MyVil

Tuesday, June 28, 2016

Southern Crossing


Patti Smith & Kevin Shields's The Coral Sea

WEDNESDAY, JULY 9, 2008 AT 4 A.M.
By Don  Allred

Patti Smith & Kevin Shields
The Coral Sea (PASK)

From the ambered memory and legacy of the artist-collector Robert Mapplethorpe (1946–1989), his friend and colleague Patti Smith has drawn "the passenger M," whose name appears thus in her 1996 prose poem The Coral Sea, now a performance piece, recorded in collaboration with My Bloody Valentine guitarist Kevin Shields.

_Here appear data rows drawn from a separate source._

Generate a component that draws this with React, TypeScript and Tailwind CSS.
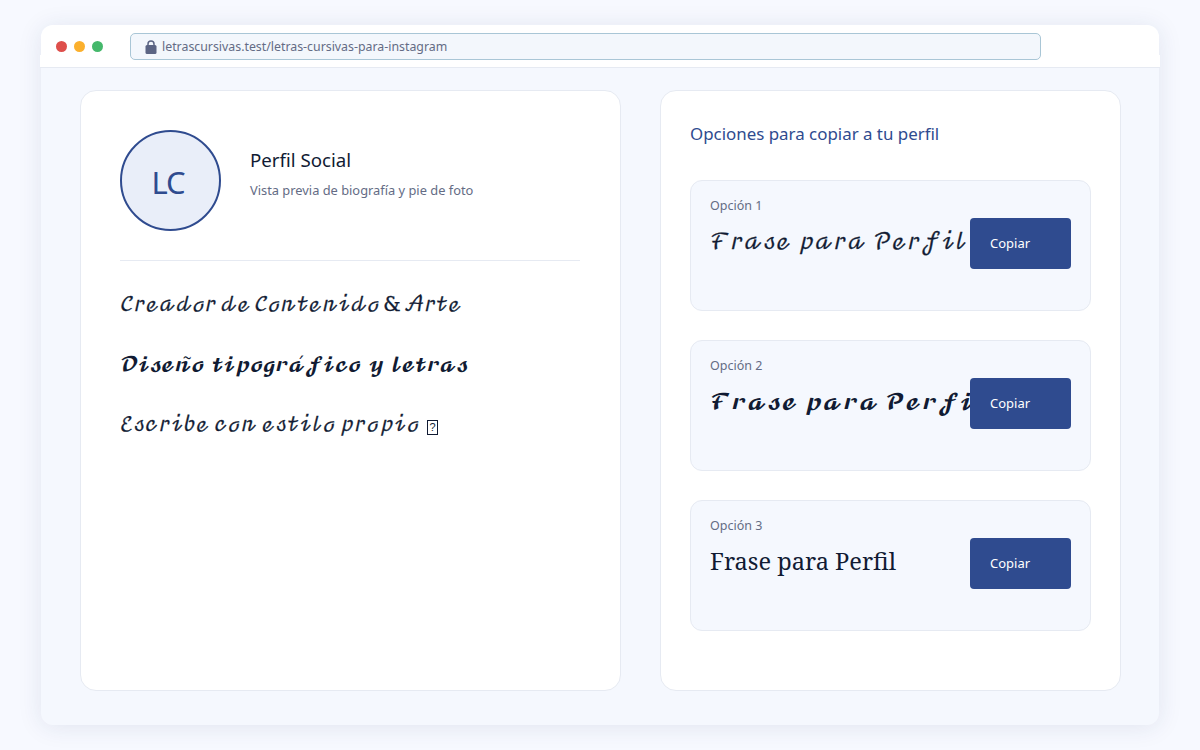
const SCRIPT = "font-['DejaVu_Math_TeX_Gyre','DejaVu_Serif',serif]"

const OPTIONS = [
  { label: 'Opción 1', text: 'ℱ𝓇𝒶𝓈ℯ 𝓅𝒶𝓇𝒶 𝒫ℯ𝓇𝒻𝒾𝓁', cls: `${SCRIPT} mb-[2px] text-[21.8px] [-webkit-text-stroke:0.35px_#111b33]` },
  { label: 'Opción 2', text: '𝓕𝓻𝓪𝓼𝓮 𝓹𝓪𝓻𝓪 𝓟𝓮𝓻𝓯𝓲𝓵', cls: `${SCRIPT} mb-[2px] text-[20.5px]` },
  { label: 'Opción 3', text: 'Frase para Perfil', cls: "mb-[5px] font-['Noto_Serif',serif] text-[23.6px]" },
]

export default function App() {
  return (
    <div className="h-[750px] w-[1200px] overflow-hidden bg-[#f7f9ff] px-[41px] py-[25px] font-['Noto_Sans',sans-serif]">
      <div className="h-[700px] rounded-xl bg-[#f5f8fe] shadow-[0_2px_24px_rgba(30,50,100,0.10)]">
        <div className="relative flex h-[43px] items-center rounded-t-xl bg-white pl-[15px] after:absolute after:-left-px after:-right-px after:bottom-0 after:h-[13px] after:border-b after:border-[#e6eaf2] after:bg-white">
          <span className="h-[11px] w-[11px] rounded-full bg-[#de4f4b]" />
          <span className="ml-[7px] h-[11px] w-[11px] rounded-full bg-[#fbb02d]" />
          <span className="ml-[7px] h-[11px] w-[11px] rounded-full bg-[#45b86b]" />
          <div className="relative z-10 ml-[27px] flex h-[27px] w-[911px] items-center rounded-[5px] border border-[#a9c6d6] bg-[#f3f7fc] pl-[14px] text-[12.35px] text-[#646c85]">
            <svg width="12" height="14" viewBox="0 0 12 14" className="mr-[5px]">
              <path d="M3 6V4a3 3 0 0 1 6 0v2" fill="none" stroke="#5c6584" strokeWidth="1.5" />
              <rect x="0.5" y="5" width="11" height="9" rx="1.5" fill="#5c6584" />
            </svg>
            <span className="mt-[2px]">letrascursivas.test/letras-cursivas-para-instagram</span>
          </div>
        </div>
        <div className="flex gap-[39px] px-[39px] pt-[22px]">
          <section className="h-[601px] w-[541px] shrink-0 rounded-2xl border border-[#e6eaf2] bg-white pl-[39px] pr-[40px] pt-[39px]">
            <div className="flex items-center border-b border-[#e6eaf2] pb-[29px]">
              <div className="flex h-[101px] w-[101px] items-center justify-center rounded-full border-2 border-[#2f4b8f] bg-[#e9eef9] pr-[5px] pt-[4px] text-[31px] tracking-[-1px] text-[#2f4b8f]">
                LC
              </div>
              <div className="mb-[16px] ml-[29px]">
                <h2 className="text-[18.7px] leading-[26px] text-[#111b33]">Perfil Social</h2>
                <p className="mt-[8px] text-[12.85px] leading-[18px] text-[#646c85]">Vista previa de biografía y pie de foto</p>
              </div>
            </div>
            <div className={`mt-[27px] ${SCRIPT} leading-[36px] whitespace-nowrap text-[#111b33]`}>
              <p className="text-[19.5px] tracking-[-0.5px] [word-spacing:-2px] [-webkit-text-stroke:0.35px_#111b33]">𝒞𝓇ℯ𝒶𝒹ℴ𝓇 𝒹ℯ 𝒞ℴ𝓃𝓉ℯ𝓃𝒾𝒹ℴ &amp; 𝒜𝓇𝓉ℯ</p>
              <p className="mt-6 text-[18px] tracking-[-1.1px] [word-spacing:3px]">𝓓𝓲𝓼𝓮𝓷̃𝓸 𝓽𝓲𝓹𝓸𝓰𝓻𝓪́𝓯𝓲𝓬𝓸 𝔂 𝓵𝓮𝓽𝓻𝓪𝓼</p>
              <p className="mt-6 text-[19.5px] [word-spacing:-2px] [-webkit-text-stroke:0.35px_#111b33]">
                ℰ𝓈𝒸𝓇𝒾𝒷ℯ 𝒸ℴ𝓃 ℯ𝓈𝓉𝒾𝓁ℴ 𝓅𝓇ℴ𝓅𝒾ℴ{' '}
                <span className="ml-[3px] inline-flex h-[15px] w-[11px] items-center justify-center border border-[#111b33] align-[0px] font-['Liberation_Sans',sans-serif] text-[11px] leading-none [-webkit-text-stroke:0]">?</span>
              </p>
            </div>
          </section>
          <section className="h-[601px] w-[461px] shrink-0 rounded-2xl border border-[#e6eaf2] bg-white px-[29px] pt-[29px]">
            <h3 className="text-[16.9px] leading-[28px] text-[#2f4b8f]">Opciones para copiar a tu perfil</h3>
            <div className="mt-[32px] flex flex-col gap-[29px]">
              {OPTIONS.map((o) => (
                <div key={o.label} className="h-[131px] rounded-xl border border-[#e6eaf2] bg-[#f5f8fe] px-[19px] pt-[16px]">
                  <div className="text-[12.5px] leading-[18px] text-[#646c85]">{o.label}</div>
                  <div className="mt-[3px] flex items-center">
                    <span className={`min-w-0 flex-1 whitespace-nowrap leading-[40px] text-[#111b33] ${o.cls}`}>{o.text}</span>
                    <button type="button" className="relative h-[51px] w-[101px] shrink-0 rounded-[4px] bg-[#2f4b8f] pl-5 text-left text-[13px] text-white">
                      Copiar
                    </button>
                  </div>
                </div>
              ))}
            </div>
          </section>
        </div>
      </div>
    </div>
  )
}
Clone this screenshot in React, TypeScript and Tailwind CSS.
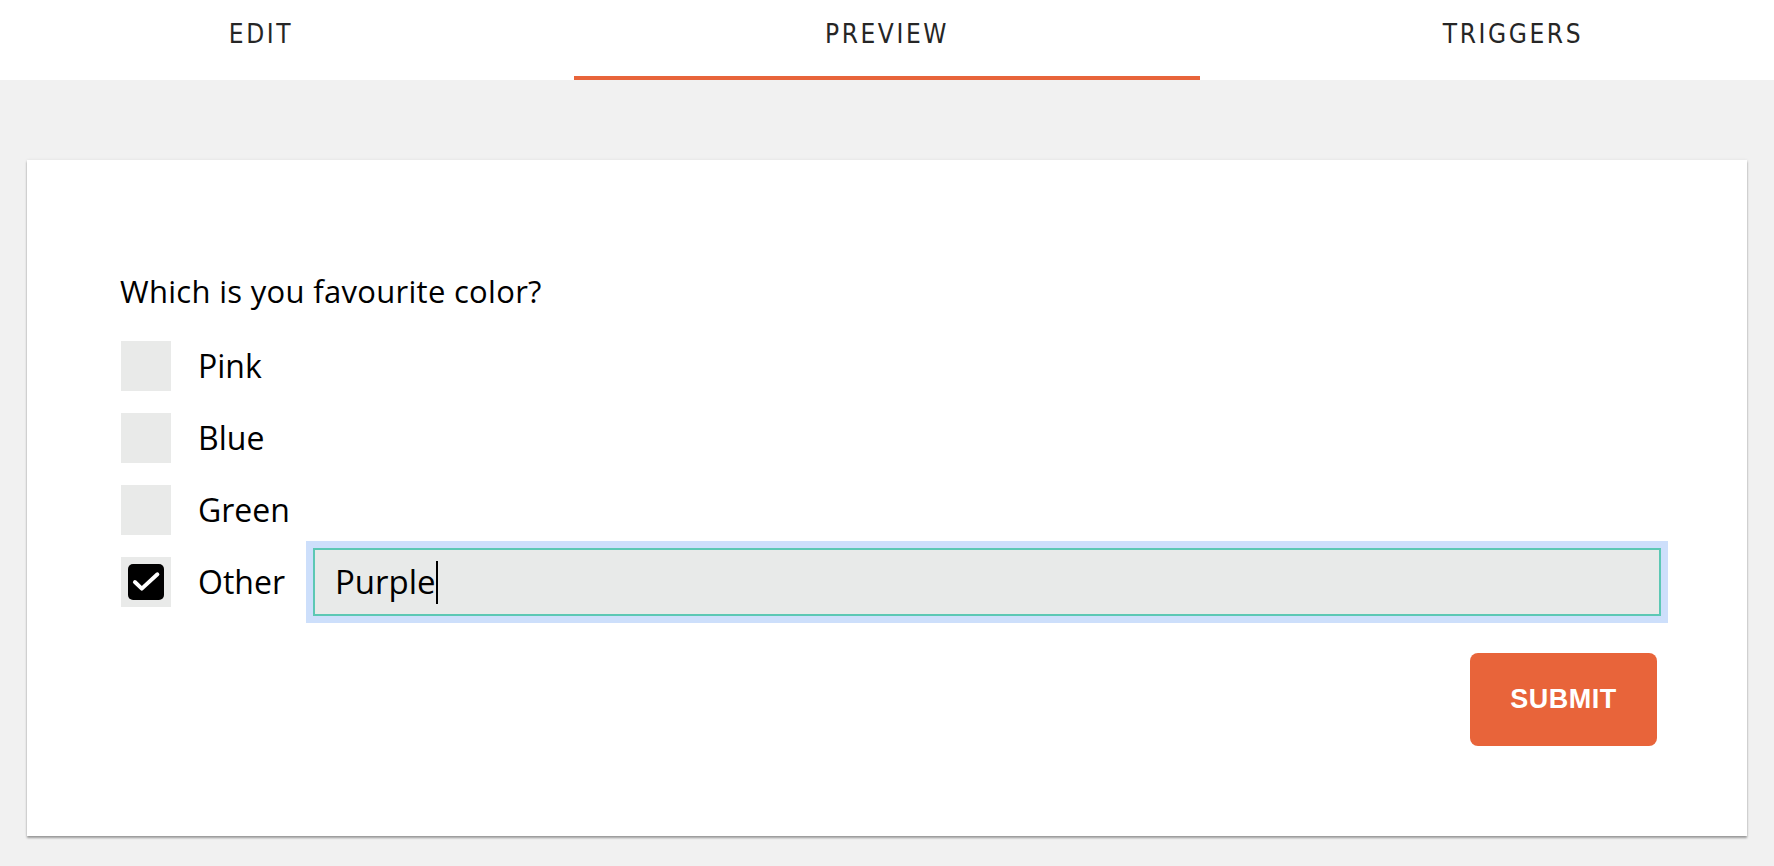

M's abbreviation mark washes away as he (dreams that he) sets sail to find the Southern Cross—or at least glimpses "wet crepe, a beloved port, or a loved one fading, a tiny dot dissolving, in the vast grainy sea." But he's on his own way now (this isn't a Mapplethorpe biography), and even if he's glimpsed death, his sudden "weightless" relief isn't about casting off earthly snares and cares; instead, it's filled with "the earth-rageous scent of his own volition: The air is sweet. . ."
Smith says "earth-rageous" in the second of two shows, from 2005 and 2006, which comprise this double-disc set. Like all of her wordplay here---as written, sometimes spontaneously spoken, and occasionally sung---it fits. The original M. claimed that he never wanted his work to be outrageous. Even the photographer's Portfolio X, an eerie slow train of S&M-mad hopefuls, is fueled by the very extended draining of pain (and shock, revulsion---all bad blood) from its sculpted wake. With the same kind of conviction, Smith rides and guides the diverging momentum of these two shows, one 64 minutes long, the other 55. As M's visions and decisions ("He would dine on desire…") keep zigzagging and spiraling through the last of his refiner's fire, the tides of his veins, so Smith and M attune and recalibrate each other via the non-twangy, raised and extended twang bar of Kevin Shields' otherwise-unaccompanied (frequently E-bowed, sounding more like a violin than slide) guitar---and the singing, maybe-thinking-about-singeing hinges of its pedals.
A wicked tableau of a tropical paradise, in which other travelers, all of many pleasing aural colors, come bearing gifts to the discerning infant phenomenon, eventually jolts into, "He couldn't---he couldn't remember what they were for." One performance wobbles into a seemingly impromptu, tremulous, somewhat superfluous fable for hoarders (okay, c'est moi). But soon enough, Shields reveals another shiny reminder: all words and other sounds are rungs, bringing the passenger through. Ultimately, Shields' celestial navigation is closer than it often seems to his recurring role as blow-torch gator in MBV; though a beast is waiting for and in M, so is something gorgeous.